Si entendemos bien lo que significa ecumenismo, tal como lo venimos proclamando, comprenderemos que no se trata simplemente de unir las iglesias y construir con ellas una sola institución eclesiástica, especialmente después de lo que esto ha significado en el curso de la historia, sino que es un llamamiento a asumirnos unos a otros, con nuestros errores y pecados, y emprender entre todos un diálogo que nos lleve a exhortarnos unos a otros a ser cada vez más fieles al evangelio y a corregir nuestros errores. Como cristiano ecuménico, no me molesta que haya diferentes iglesias y diferentes maneras de entender la fe. Siempre ha habido pluralismo en la Iglesia y esto lo podemos comprobar estudiando nuestra historia. Lo que no es admisible, de ninguna forma, es el enfrentamiento de los unos con los otros, las excomuniones, los anatemas, las críticas acerbas. Si caemos en la tentación de acusarnos unos a otros e identificar culpables, para que caiga sobre ellos la maldición, estamos lejos de haber entendido el sentido de la historia, tal como hoy aparece a nuestros ojos.

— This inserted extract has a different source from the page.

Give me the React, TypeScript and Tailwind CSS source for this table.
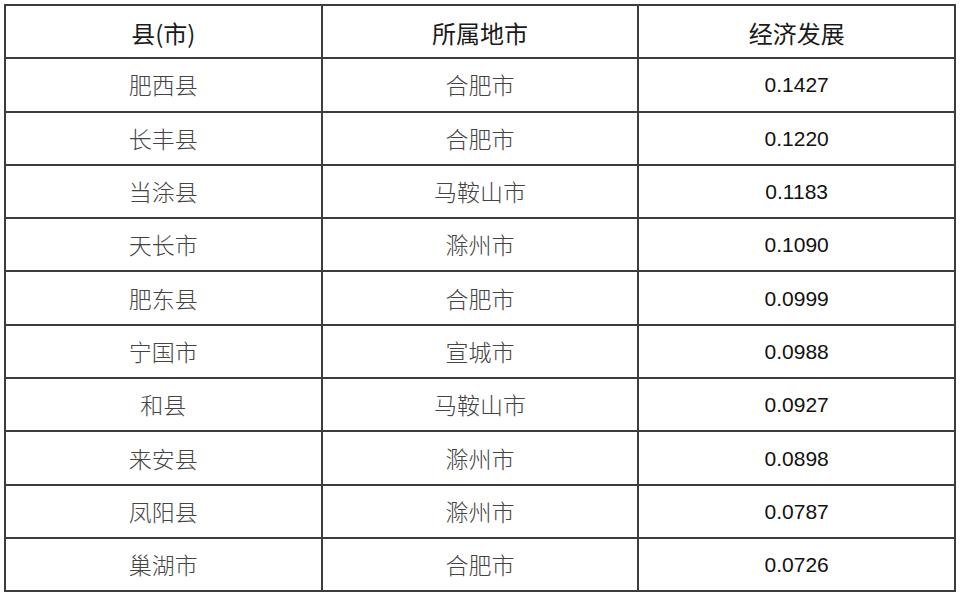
const rows: [string, string, string][] = [
  ["肥西县", "合肥市", "0.1427"],
  ["长丰县", "合肥市", "0.1220"],
  ["当涂县", "马鞍山市", "0.1183"],
  ["天长市", "滁州市", "0.1090"],
  ["肥东县", "合肥市", "0.0999"],
  ["宁国市", "宣城市", "0.0988"],
  ["和县", "马鞍山市", "0.0927"],
  ["来安县", "滁州市", "0.0898"],
  ["凤阳县", "滁州市", "0.0787"],
  ["巢湖市", "合肥市", "0.0726"],
];

const cjk = "font-['Noto_Sans_CJK_SC',sans-serif]";

export default function App() {
  return (
    <div className="w-[960px] h-[596px] bg-white pt-[4px] pl-[4px]">
      <table className="w-[952px] border-collapse border-2 border-[#3c3c3c] table-fixed">
        <thead>
          <tr className="h-[53.3px]">
            {["县(市)", "所属地市", "经济发展"].map((h) => (
              <th
                key={h}
                className={`border-2 border-[#3c3c3c] text-[24px] leading-none pt-[3px] font-normal text-[#1a1a1a] text-center ${cjk}`}
              >
                {h}
              </th>
            ))}
          </tr>
        </thead>
        <tbody>
          {rows.map(([county, city, value]) => (
            <tr key={county} className="h-[53.3px]">
              <td
                className={`border-2 border-[#3c3c3c] text-[23px] leading-none font-light text-[#444] text-center ${cjk}`}
              >
                {county}
              </td>
              <td
                className={`border-2 border-[#3c3c3c] text-[23px] leading-none font-light text-[#444] text-center ${cjk}`}
              >
                {city}
              </td>
              <td className="border-2 border-[#3c3c3c] text-[21px] leading-none text-[#111] text-center font-['Liberation_Sans',Arial,sans-serif]">
                {value}
              </td>
            </tr>
          ))}
        </tbody>
      </table>
    </div>
  );
}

Creo que uno de los grandes errores de la Iglesia, la antigua y la de nuestros días, ha sido poner la doctrina en el centro de la religión cristiana, en lugar de poner en este centro la fe, no como confesión doctrinal ortodoxa, sino como movimiento del espíritu hacia Dios. Es cierto que la doctrina ortodoxa, o la sana doctrina, es importante en la vida de la Iglesia, porque nos ayuda poderosamente en nuestra comunión con Dios, pero no es el centro. Este centro lo hemos de encontrar en la fe entendida como aquella entrega y confianza en Dios que nos reconcilia con El y nos da “entrada en esta gracia en la cual estamos firmes y nos gloriamos en la esperanza de la gloria de Dios” (Ro 5,1-2). Sin la sana doctrina se puede entrar en el Reino de Dios. Estoy persuadido que igualmente cristianos eran los anabaptistas perseguidos que los reformadores perseguidores; los arrianos que fueron gran mayoría en nuestro país que los seguidores de Atanasio; Miguel Servet que Juan Calvino. Y lo mismo podríamos decir hoy de los conservadores evangelicales y los teológicamente liberales. No se trata de que todos tengan razón, sino de que más importante que la formulación de la fe es la fe a secas, es decir, la fe en Jesucristo, Señor y Salvador. Lutero la entendió como algo dinámico que nos transforma: “La fe es una obra divina en nosotros que nos cambia y nos hace nacer de nuevo de Dios. Mata el viejo Adán y nos hace gente totalmente diferente en corazón y espíritu, y mente, y poderes; y trae consigo al Espíritu Santo. Es una cosa viva, ocupada, activa, poderosa”.[1]

Es a partir de ahí, de esta fe que transforma y por la cual “vivo no ya yo, sino que Cristo vive en mi” (Gà 2,20), que deberíamos estructurar nuestro camino juntos, evitando juicios precipitados y condenatorios. No se trata de un compromiso que sacrifique lo que llamamos verdad. Tampoco de un sincretismo en el que todo valga. Se trata de respetarnos unos a otros y reconocer que cada uno de nosotros se debe a su conciencia y a su comprensión de la verdad de Dios. Que no tenemos derecho a dudar de la sinceridad de los demás y que individualmente somos responsables delante de Dios. Se trata especialmente de asumirnos unos a otros, andar como compañeros en el camino hacia la verdad plena de Dios, estimulándonos a la fidelidad al evangelio.